**Recorded information:**
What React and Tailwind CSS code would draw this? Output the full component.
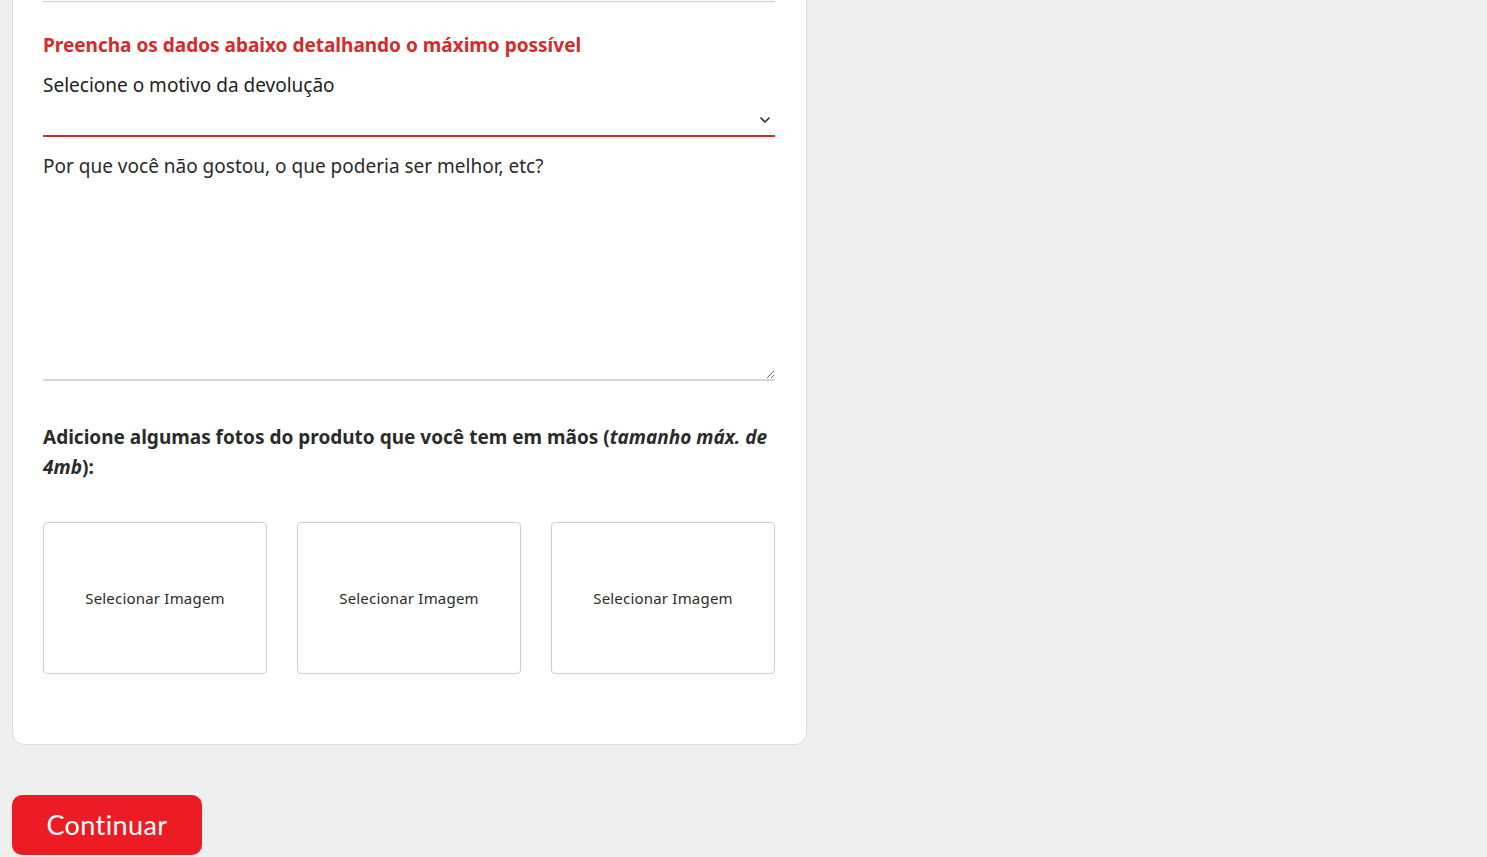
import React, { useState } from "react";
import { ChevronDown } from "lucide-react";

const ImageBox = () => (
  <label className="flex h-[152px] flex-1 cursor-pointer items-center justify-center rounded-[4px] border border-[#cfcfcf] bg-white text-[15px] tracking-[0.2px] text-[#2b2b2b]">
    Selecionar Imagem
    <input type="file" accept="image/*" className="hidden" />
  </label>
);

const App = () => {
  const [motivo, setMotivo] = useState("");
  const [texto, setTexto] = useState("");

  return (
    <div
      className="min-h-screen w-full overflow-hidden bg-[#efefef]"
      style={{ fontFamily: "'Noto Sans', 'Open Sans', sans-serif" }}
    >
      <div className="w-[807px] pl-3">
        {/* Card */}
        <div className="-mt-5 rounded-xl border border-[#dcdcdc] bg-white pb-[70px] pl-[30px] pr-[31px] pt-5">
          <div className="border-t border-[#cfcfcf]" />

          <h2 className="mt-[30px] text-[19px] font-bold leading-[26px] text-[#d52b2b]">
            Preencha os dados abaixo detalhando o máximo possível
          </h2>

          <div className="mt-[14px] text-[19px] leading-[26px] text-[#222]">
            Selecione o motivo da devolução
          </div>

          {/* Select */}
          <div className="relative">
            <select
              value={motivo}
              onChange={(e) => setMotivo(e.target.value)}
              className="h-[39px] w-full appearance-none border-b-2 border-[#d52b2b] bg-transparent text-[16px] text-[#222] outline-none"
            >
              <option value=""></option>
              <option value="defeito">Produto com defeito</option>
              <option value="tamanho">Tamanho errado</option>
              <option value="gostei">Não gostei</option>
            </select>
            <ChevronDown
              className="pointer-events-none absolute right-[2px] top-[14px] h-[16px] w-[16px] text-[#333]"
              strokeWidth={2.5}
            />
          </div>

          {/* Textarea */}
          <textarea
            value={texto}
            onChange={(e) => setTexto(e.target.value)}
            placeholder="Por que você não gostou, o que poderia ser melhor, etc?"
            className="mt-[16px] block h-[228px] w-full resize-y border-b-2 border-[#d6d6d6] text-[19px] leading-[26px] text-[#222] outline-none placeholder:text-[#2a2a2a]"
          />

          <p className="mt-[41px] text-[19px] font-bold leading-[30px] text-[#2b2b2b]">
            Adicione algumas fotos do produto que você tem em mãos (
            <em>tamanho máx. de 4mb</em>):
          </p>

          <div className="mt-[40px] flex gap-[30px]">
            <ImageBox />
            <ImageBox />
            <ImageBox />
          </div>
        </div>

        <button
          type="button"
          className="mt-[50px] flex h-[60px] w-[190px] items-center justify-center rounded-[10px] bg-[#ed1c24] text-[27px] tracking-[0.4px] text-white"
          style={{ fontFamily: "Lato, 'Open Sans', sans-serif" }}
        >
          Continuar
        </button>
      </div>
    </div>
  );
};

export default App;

**Brief:** Except for the pictures, print the data above exactly.

**Result:**
What React and Tailwind CSS code would draw this? Output the full component.
import React, { useState } from "react";
import { ChevronDown } from "lucide-react";

const ImageBox = () => (
  <label className="flex h-[152px] flex-1 cursor-pointer items-center justify-center rounded-[4px] border border-[#cfcfcf] bg-white text-[15px] tracking-[0.2px] text-[#2b2b2b]">
    Selecionar Imagem
    <input type="file" accept="image/*" className="hidden" />
  </label>
);

const App = () => {
  const [motivo, setMotivo] = useState("");
  const [texto, setTexto] = useState("");

  return (
    <div
      className="min-h-screen w-full overflow-hidden bg-[#efefef]"
      style={{ fontFamily: "'Noto Sans', 'Open Sans', sans-serif" }}
    >
      <div className="w-[807px] pl-3">
        {/* Card */}
        <div className="-mt-5 rounded-xl border border-[#dcdcdc] bg-white pb-[70px] pl-[30px] pr-[31px] pt-5">
          <div className="border-t border-[#cfcfcf]" />

          <h2 className="mt-[30px] text-[19px] font-bold leading-[26px] text-[#d52b2b]">
            Preencha os dados abaixo detalhando o máximo possível
          </h2>

          <div className="mt-[14px] text-[19px] leading-[26px] text-[#222]">
            Selecione o motivo da devolução
          </div>

          {/* Select */}
          <div className="relative">
            <select
              value={motivo}
              onChange={(e) => setMotivo(e.target.value)}
              className="h-[39px] w-full appearance-none border-b-2 border-[#d52b2b] bg-transparent text-[16px] text-[#222] outline-none"
            >
              <option value=""></option>
              <option value="defeito">Produto com defeito</option>
              <option value="tamanho">Tamanho errado</option>
              <option value="gostei">Não gostei</option>
            </select>
            <ChevronDown
              className="pointer-events-none absolute right-[2px] top-[14px] h-[16px] w-[16px] text-[#333]"
              strokeWidth={2.5}
            />
          </div>

          {/* Textarea */}
          <textarea
            value={texto}
            onChange={(e) => setTexto(e.target.value)}
            placeholder="Por que você não gostou, o que poderia ser melhor, etc?"
            className="mt-[16px] block h-[228px] w-full resize-y border-b-2 border-[#d6d6d6] text-[19px] leading-[26px] text-[#222] outline-none placeholder:text-[#2a2a2a]"
          />

          <p className="mt-[41px] text-[19px] font-bold leading-[30px] text-[#2b2b2b]">
            Adicione algumas fotos do produto que você tem em mãos (
            <em>tamanho máx. de 4mb</em>):
          </p>

          <div className="mt-[40px] flex gap-[30px]">
            <ImageBox />
            <ImageBox />
            <ImageBox />
          </div>
        </div>

        <button
          type="button"
          className="mt-[50px] flex h-[60px] w-[190px] items-center justify-center rounded-[10px] bg-[#ed1c24] text-[27px] tracking-[0.4px] text-white"
          style={{ fontFamily: "Lato, 'Open Sans', sans-serif" }}
        >
          Continuar
        </button>
      </div>
    </div>
  );
};

export default App;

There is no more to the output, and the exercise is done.